Abu Dhabi National Energy Company (Taqa) on Friday reported consolidated financial results for the year ended Dec.31, 2021 with net income (Taqa-share) of Dhs6.0 billion, an increase of AED3.2 billion, thanks to greater contribution from the Oil & Gas segment and reflecting the Dhs1.5billion post-tax impairment charge in the previous year.
The Group revenues of Dhs45.7 billion, 11 per cent higher than the prior-year period, primarily due to higher commodity prices within the Oil & Gas segment, according to a Taqa press release on Friday.
Adjusted Ebitda (earnings before interest, taxes, depreciation and amortisation) was Dhs19.7 billion, up 23 per cent, mainly reflecting higher revenues and improved income from associates, partially offset by higher expenses.
The capital expenditure was Dhs4.7 billion, 26 per cent higher than the prior year, driven by expenditure in Transmission & Distribution, the Group’s largest segment.
A strong free cash flow of Dhs17.8 billion, further improving liquidity following the full repayment of corporate credit facilities in the first half of the year. However, the gross debt of Dhs64.9 billion, down from Dhs76.0 billion at the end of 2020, further improving the Group’s credit metrics.
Transmission network availability for power and water reached 98.4 per cent, marginally lower than the previous year. Generation global technical availability of 92.3 per cent, lower than the prior period, mainly due to planned and unplanned maintenance within the UAE fleet.
Oil & Gas average production volumes increased to 122.4 thousand barrels of oil equivalent per day (boepd), an increase of 4 per cent, driven by higher production in Europe, particularly the United Kingdom.
Upon approval of the financial results, Taqa’s Board of Directors proposed a final cash dividend of AED1.2 billion (1.1 fils per share). This will be the fourth and final quarterly dividend payment planned for the financial year of 2021, bringing total dividends for the year to AED3.1 billion, in line with the Company’s dividend policy.

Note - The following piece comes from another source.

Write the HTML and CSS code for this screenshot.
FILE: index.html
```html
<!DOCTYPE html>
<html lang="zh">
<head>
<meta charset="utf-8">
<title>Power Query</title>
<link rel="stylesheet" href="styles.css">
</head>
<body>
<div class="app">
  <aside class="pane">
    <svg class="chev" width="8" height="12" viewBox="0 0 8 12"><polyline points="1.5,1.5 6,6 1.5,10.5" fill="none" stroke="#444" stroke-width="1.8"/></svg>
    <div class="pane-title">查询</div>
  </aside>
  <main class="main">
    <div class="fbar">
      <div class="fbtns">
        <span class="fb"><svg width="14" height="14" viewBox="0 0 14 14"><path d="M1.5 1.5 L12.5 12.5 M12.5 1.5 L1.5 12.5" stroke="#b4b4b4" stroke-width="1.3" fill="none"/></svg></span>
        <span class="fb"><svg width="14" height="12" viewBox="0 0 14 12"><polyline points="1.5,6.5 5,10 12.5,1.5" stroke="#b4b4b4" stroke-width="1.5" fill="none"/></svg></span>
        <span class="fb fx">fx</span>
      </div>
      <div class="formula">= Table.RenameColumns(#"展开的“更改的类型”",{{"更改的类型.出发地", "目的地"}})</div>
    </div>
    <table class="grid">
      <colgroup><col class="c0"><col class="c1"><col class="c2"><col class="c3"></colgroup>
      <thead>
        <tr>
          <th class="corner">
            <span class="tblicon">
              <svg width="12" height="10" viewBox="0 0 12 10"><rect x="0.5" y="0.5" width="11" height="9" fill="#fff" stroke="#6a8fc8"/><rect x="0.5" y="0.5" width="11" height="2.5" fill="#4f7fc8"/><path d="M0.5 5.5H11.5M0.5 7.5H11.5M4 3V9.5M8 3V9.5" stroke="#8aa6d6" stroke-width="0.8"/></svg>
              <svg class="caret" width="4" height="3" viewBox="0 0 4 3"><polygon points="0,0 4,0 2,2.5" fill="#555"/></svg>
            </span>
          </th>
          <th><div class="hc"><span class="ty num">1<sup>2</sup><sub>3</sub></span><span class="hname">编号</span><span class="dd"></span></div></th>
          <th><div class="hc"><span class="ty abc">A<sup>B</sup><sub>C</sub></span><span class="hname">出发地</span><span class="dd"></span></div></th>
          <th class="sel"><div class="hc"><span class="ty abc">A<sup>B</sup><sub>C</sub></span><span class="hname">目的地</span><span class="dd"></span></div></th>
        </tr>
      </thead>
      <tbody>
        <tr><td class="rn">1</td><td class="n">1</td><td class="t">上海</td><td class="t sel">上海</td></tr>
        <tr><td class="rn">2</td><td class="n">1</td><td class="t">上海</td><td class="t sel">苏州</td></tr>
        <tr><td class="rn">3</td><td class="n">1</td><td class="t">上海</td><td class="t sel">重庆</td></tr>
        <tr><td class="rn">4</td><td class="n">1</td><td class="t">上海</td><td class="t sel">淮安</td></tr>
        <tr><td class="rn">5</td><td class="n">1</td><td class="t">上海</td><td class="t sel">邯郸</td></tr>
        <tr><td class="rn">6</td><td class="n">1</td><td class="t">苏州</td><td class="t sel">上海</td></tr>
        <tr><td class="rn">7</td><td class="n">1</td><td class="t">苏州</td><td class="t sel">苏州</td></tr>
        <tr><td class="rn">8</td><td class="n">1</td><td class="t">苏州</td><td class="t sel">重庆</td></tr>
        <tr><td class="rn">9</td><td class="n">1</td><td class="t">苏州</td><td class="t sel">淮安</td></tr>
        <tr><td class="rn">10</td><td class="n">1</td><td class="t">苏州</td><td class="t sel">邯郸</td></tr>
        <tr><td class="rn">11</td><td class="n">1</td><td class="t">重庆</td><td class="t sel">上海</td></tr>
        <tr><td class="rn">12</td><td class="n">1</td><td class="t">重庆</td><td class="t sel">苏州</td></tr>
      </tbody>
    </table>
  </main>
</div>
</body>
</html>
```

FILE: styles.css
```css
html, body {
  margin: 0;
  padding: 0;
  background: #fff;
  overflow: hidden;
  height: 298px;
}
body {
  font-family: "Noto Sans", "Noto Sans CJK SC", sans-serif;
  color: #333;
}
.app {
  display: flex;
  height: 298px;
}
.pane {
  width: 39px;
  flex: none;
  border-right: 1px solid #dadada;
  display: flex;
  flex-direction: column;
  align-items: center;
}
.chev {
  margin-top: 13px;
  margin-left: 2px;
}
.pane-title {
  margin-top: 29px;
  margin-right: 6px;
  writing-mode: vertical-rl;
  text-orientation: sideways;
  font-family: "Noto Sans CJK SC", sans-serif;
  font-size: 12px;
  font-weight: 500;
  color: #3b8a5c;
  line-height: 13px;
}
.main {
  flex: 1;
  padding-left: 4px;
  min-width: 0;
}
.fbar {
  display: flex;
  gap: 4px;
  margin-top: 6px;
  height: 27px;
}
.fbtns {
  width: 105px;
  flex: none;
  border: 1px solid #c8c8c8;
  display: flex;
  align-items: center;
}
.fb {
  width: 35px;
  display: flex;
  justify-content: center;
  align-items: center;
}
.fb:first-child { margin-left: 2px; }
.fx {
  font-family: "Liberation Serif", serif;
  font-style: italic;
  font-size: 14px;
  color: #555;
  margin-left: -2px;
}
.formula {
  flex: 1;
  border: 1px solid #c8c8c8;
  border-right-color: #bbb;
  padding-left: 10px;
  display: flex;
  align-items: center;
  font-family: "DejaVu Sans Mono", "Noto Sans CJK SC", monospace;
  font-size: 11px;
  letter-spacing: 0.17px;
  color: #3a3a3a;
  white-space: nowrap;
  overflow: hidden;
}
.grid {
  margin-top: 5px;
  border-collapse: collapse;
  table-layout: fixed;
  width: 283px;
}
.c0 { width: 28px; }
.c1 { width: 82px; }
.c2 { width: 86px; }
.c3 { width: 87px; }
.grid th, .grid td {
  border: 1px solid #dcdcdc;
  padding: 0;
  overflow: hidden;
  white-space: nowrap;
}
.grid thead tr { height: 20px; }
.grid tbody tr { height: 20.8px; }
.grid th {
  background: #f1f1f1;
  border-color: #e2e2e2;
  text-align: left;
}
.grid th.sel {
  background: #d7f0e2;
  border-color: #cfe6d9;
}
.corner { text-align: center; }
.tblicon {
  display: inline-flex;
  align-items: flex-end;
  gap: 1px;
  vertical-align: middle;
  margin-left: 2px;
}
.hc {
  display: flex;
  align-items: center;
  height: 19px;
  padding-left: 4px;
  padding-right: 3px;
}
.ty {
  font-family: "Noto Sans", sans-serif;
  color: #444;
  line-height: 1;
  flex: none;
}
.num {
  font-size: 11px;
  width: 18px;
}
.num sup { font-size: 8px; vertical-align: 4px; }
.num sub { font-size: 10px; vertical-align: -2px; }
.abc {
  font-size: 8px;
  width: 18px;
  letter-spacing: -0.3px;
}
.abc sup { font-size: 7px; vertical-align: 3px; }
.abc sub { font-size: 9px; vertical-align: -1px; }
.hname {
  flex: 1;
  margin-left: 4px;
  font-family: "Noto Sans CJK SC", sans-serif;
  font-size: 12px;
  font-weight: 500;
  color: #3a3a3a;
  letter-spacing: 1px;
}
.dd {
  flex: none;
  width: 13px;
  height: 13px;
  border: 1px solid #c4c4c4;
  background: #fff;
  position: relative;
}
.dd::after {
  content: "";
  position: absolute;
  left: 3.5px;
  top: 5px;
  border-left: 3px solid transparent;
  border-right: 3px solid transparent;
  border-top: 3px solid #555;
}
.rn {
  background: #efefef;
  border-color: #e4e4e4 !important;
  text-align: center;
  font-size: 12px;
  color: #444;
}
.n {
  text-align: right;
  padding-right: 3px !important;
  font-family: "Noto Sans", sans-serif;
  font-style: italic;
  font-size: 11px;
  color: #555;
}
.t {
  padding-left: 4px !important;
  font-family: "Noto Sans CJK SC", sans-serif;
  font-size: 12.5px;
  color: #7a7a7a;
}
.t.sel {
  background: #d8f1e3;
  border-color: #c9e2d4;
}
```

Mohamed Hassan Alsuwaidi, Taqa’s Chairman, commented, “In 2021, Taqa Group outlined an ambitious growth strategy, setting its sights on being the recognised low carbon power and water champion of Abu Dhabi and beyond. Taqa’s strategy put a stake in the ground, showcasing its commitment to decarbonisation and growth with a clear roadmap to 2030.

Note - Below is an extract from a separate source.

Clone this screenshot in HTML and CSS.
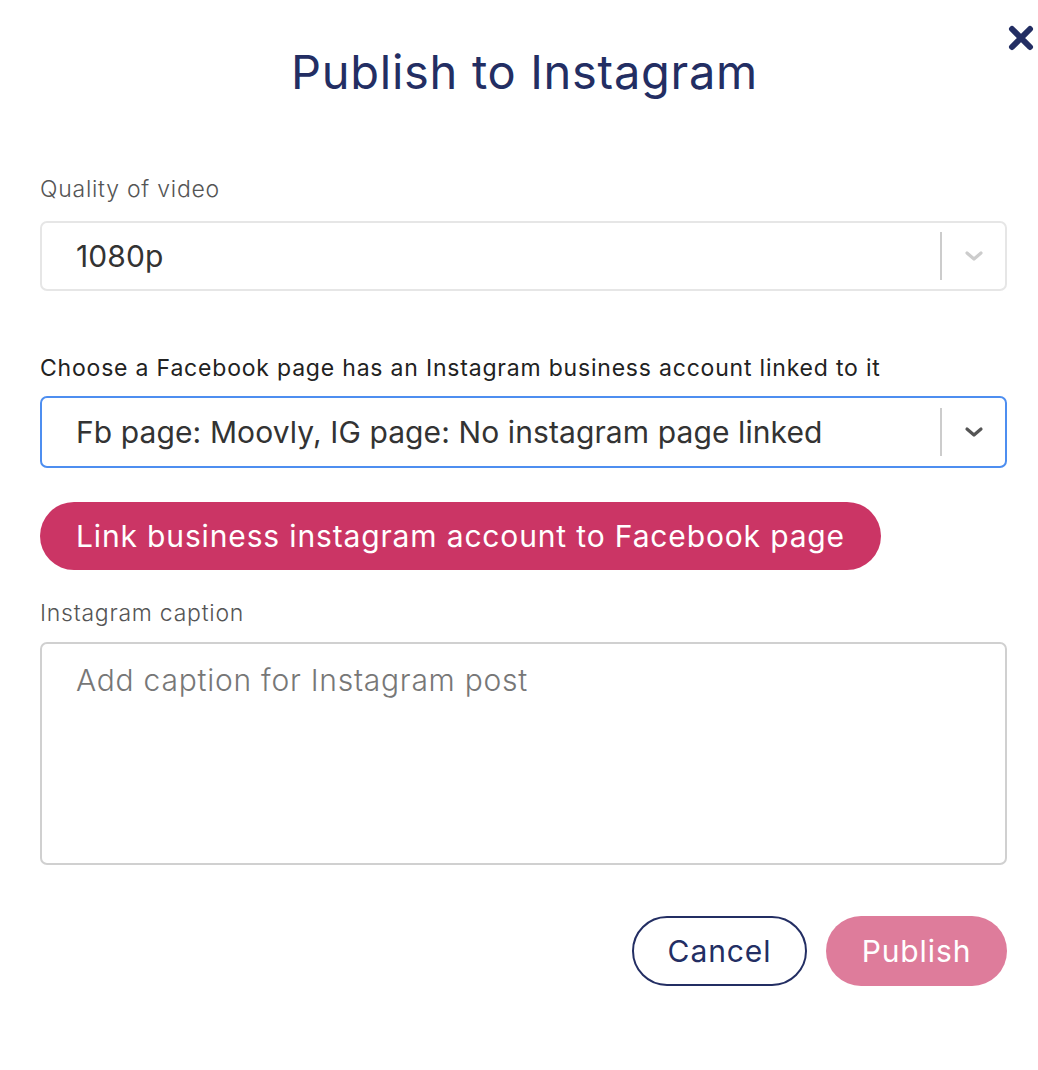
FILE: index.html
```html
<!DOCTYPE html>
<html lang="en">
<head>
<meta charset="utf-8">
<title>Publish to Instagram</title>
<link rel="stylesheet" href="styles.css">
</head>
<body>
<div class="modal">
  <button class="close" aria-label="Close">
    <svg width="26" height="26" viewBox="0 0 26 26"><path d="M4 4 L22 22 M22 4 L4 22" stroke="#232e63" stroke-width="6" stroke-linecap="round"/></svg>
  </button>
  <h1 class="title">Publish to Instagram</h1>

  <div class="field field-quality">
    <label class="label">Quality of video</label>
    <div class="select">
      <span class="select-value">1080p</span>
      <span class="select-sep"></span>
      <span class="select-arrow">
        <svg width="22" height="14" viewBox="0 0 22 14"><path d="M4 4 L11 10 L18 4" fill="none" stroke="#cccccc" stroke-width="3.2" stroke-linecap="round" stroke-linejoin="round"/></svg>
      </span>
    </div>
  </div>

  <div class="field field-page">
    <label class="label label-dark">Choose a Facebook page has an Instagram business account linked to it</label>
    <div class="select select-focus">
      <span class="select-value">Fb page: Moovly, IG page: No instagram page linked</span>
      <span class="select-sep"></span>
      <span class="select-arrow">
        <svg width="22" height="14" viewBox="0 0 22 14"><path d="M4 4 L11 10 L18 4" fill="none" stroke="#555555" stroke-width="3.2" stroke-linecap="round" stroke-linejoin="round"/></svg>
      </span>
    </div>
  </div>

  <button class="link-btn">Link business instagram account to Facebook page</button>

  <div class="field field-caption">
    <label class="label">Instagram caption</label>
    <div class="textarea"><span class="placeholder">Add caption for Instagram post</span></div>
  </div>

  <div class="actions">
    <button class="btn btn-cancel">Cancel</button>
    <button class="btn btn-publish">Publish</button>
  </div>
</div>
</body>
</html>
```
FILE: styles.css
```css
* { box-sizing: border-box; }
html, body { margin: 0; padding: 0; background: #ffffff; }
body { font-family: Inter, "Open Sans", "Liberation Sans", sans-serif; }
.modal {
  position: relative;
  width: 1038px;
  height: 1070px;
  padding: 44px 31px 0 40px;
}
.close {
  position: absolute;
  top: 25px;
  right: 2px;
  width: 30px;
  height: 26px;
  padding: 0;
  border: 0;
  background: none;
}
.title {
  margin: 0;
  text-align: center;
  font-weight: 400;
  font-size: 47px;
  line-height: 56px;
  letter-spacing: 0.7px;
  color: #232e63;
  padding-left: 2px;
}
.field { display: flex; flex-direction: column; }
.field-quality { margin-top: 75px; }
.field-page { margin-top: 63px; }
.field-caption { margin-top: 29px; }
.label {
  font-size: 23px;
  line-height: 28px;
  font-weight: 300;
  letter-spacing: 0.75px;
  color: #555555;
  margin-bottom: 18px;
}
.label-dark {
  color: #222222;
  font-weight: 400;
  letter-spacing: 0.8px;
  margin-bottom: 14px;
}
.field-caption .label { margin-bottom: 15px; }
.select {
  display: flex;
  align-items: center;
  height: 70px;
  border: 2px solid #e6e6e6;
  border-radius: 7px;
  padding-left: 34px;
}
.select-focus { border-color: #4d8ef0; height: 72px; }
.select-value {
  flex: 1;
  font-size: 30px;
  font-weight: 400;
  letter-spacing: 0.1px;
  color: #333333;
}
.select-sep {
  width: 2px;
  height: 48px;
  background: #cccccc;
}
.select-arrow {
  width: 63px;
  display: flex;
  justify-content: center;
  align-items: center;
}
.link-btn {
  display: block;
  margin-top: 34px;
  width: 841px;
  height: 68px;
  border: 0;
  border-radius: 34px;
  background: #cb3565;
  color: #ffffff;
  font-family: inherit;
  font-size: 30px;
  font-weight: 400;
  letter-spacing: 0.85px;
  padding: 0;
}
.textarea {
  height: 223px;
  border: 2px solid #d0d0d0;
  border-radius: 7px;
  padding: 18px 34px;
  line-height: 36px;
}
.placeholder {
  font-size: 30px;
  font-weight: 300;
  letter-spacing: 0.75px;
  color: #777777;
}
.actions {
  display: flex;
  justify-content: flex-end;
  gap: 19px;
  margin-top: 51px;
}
.btn {
  height: 70px;
  border-radius: 35px;
  font-family: inherit;
  font-size: 30px;
  font-weight: 400;
  letter-spacing: 0.9px;
  padding: 0;
}
.btn-cancel {
  width: 175px;
  border: 2px solid #232e63;
  background: #ffffff;
  color: #232e63;
}
.btn-publish {
  width: 181px;
  border: 0;
  background: #de7c9b;
  color: #ffffff;
}
```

It immediately began executing this plan, including announcing a powerhouse partnership with Mubadala and Adnoc to become shareholders in one of the largest renewable energy companies in the world, under the Masdar brand.” Jasim Husain Thabet, Taqa’s Group Chief Executive Officer and Managing Director, stated, “While 2021 showcased the financial and operational strength of Taqa Group, it was also a success because of the commitment to excellence from our employees - our most important assets. As a result, we progressed in new areas such as green hydrogen. We achieved key milestones including the first water being produced from the Taweelah Reverse Osmosis plant - that once fully operational, will be the largest of its kind in the world.
“Internationally, we also moved forward on our growth plans by signing the Tanajib cogeneration and desalination project in Saudi Arabia with Saudi Aramco.”

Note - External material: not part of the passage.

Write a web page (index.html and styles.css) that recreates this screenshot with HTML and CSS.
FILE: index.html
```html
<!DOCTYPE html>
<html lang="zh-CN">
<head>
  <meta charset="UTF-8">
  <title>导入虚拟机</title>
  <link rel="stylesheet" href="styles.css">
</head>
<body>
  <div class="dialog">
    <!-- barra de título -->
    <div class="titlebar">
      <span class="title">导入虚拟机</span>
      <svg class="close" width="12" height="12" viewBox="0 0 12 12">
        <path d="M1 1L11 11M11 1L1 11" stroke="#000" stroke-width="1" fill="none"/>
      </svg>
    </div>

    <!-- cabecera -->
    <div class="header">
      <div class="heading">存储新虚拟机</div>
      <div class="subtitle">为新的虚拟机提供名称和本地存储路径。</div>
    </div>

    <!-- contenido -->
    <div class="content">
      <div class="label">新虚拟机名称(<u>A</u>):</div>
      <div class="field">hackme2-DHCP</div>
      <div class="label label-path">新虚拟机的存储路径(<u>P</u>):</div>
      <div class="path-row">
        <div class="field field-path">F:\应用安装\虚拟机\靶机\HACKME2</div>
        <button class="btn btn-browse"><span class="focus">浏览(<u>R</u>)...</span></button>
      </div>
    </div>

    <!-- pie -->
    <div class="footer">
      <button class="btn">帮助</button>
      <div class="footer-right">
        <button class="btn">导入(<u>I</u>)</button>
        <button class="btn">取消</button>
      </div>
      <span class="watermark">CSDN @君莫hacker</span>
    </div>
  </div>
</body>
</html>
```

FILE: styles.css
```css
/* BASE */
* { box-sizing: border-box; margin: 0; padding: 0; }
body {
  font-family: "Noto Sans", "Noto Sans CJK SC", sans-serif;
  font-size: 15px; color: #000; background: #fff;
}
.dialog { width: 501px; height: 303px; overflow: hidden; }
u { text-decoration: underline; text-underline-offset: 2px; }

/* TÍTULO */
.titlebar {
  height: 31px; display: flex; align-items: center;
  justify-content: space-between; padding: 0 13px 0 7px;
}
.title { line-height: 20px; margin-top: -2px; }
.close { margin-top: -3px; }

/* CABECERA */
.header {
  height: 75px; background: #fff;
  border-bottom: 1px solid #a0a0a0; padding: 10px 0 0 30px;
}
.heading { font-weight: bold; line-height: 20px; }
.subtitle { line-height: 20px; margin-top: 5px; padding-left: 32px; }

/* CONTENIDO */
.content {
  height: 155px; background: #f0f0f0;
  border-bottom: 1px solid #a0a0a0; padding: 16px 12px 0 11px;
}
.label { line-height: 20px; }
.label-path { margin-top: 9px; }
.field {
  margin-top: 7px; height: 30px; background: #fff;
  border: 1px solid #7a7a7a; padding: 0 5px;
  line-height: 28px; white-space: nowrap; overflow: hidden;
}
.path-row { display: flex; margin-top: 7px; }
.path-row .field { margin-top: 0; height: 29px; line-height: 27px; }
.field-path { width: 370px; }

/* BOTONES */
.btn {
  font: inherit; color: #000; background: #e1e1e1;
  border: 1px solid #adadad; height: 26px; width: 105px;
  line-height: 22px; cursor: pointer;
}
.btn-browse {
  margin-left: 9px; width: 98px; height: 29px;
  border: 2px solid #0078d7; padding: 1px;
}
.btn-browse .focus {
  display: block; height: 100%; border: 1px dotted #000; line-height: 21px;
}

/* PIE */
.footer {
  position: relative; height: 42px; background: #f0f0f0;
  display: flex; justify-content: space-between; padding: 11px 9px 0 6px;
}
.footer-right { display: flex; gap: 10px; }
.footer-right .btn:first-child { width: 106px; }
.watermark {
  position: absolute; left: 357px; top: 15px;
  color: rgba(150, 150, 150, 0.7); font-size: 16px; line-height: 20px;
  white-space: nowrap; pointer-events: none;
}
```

Earlier on Jan.12, the Abu Dhabi National Energy Company and Etisalat Digital, the arm of Etisalat that is driving digital transformation in the region and beyond, announced they will partner on an advanced metering infrastructure (AMI) project to enhance utilities metering in the Emirate of Abu Dhabi.
Over the next two years, Taqa’s power and water distribution companies - Abu Dhabi Distribution Company (ADDC) and Al Ain Distribution Company (AADC) - will work alongside Etisalat Digital to deploy the communication network and an advanced Internet of Things platform for AMI, helping unlock the capability of existing and new smart meters installed in customer homes and businesses. Taqa has already started the journey towards the connectivity of its advanced metering infrastructure with more than 30 per cent of the smart meters in Abu Dhabi already connected. This partnership will bring the connection across the Emirate to 100 per cent.
Unlike traditional meters, smart meters with advanced connectivity capabilities can give customers access to detailed automatic readings of both their current and historical energy usage, allowing them to better understand and control their consumption. Such infrastructure serves as the foundation which will enable future demand side management programs. In addition, these meters will pave the way toward smart grid objectives such as monitoring capacity and outage management.
Omar Al Hashmi, Taqa Group’s Executive Director of Transmission and Distribution, commented: “Taqa’s agreement with Etisalat Digital is a significant moment for our customer facing businesses. Once complete, it will ensure higher efficiency standards for our customers and contribute to digitalisation of our infrastructure, accelerating operational improvements and smart grid readiness.